One of the easiest ways to do this is with a toy designed for sensual play like the Deia Feather. Adding a new toy gives you an instant excuse to "find the best places to use it" - which encourages you both to go exploring. As your lips melt together, try dragging the Deia Feather along your partner's back - or any other exposed flesh. See if it's a great fit in the crevice of their elbow. See what happens when it trails along the neck.
See if your sensual play toy can bring out erogenous zones you didn't even know about.
6. No Words Allowed
If you and your partner are master negotiators and familiar partners, you both might benefit from trying some nonverbal make-out sessions. Agree to keep words out of the equation - and let your bodies do all of the communicating for you. There are lots of ways to communicate without words: a press of the hips, a gentle tip of the chin, a vulnerable expression, an arch of the back. Explore with all of your communication tools - especially non-verbal options - to have you both viewing your make-out session in a different light.
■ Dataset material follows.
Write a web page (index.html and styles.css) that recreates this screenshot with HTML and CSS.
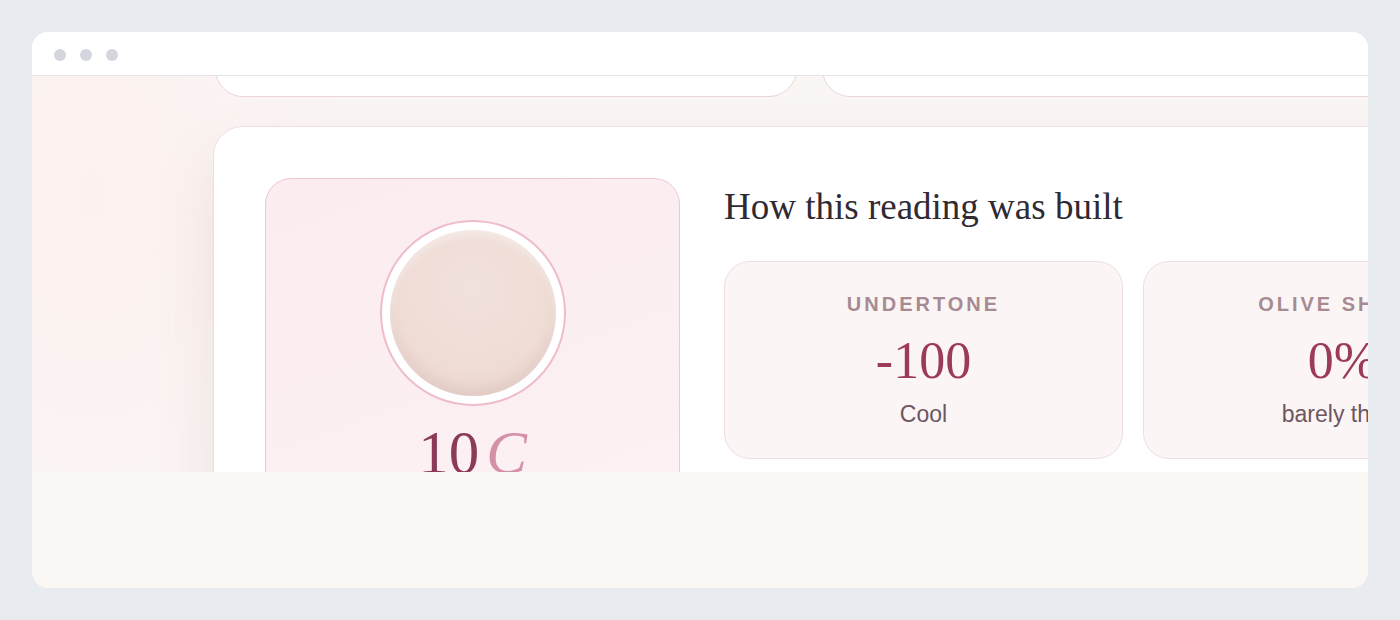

(If you're going to play with this, I recommend having a "safe action". This is an obvious gesture, movement, or activity that signifies that you'd like to stop what you're doing. Squeezing a nearby squeaky toy, for example, could signify that you'd like things to stop. Especially after long periods of non-verbal communication, someone may find it difficult to speak up verbally if something is wrong.)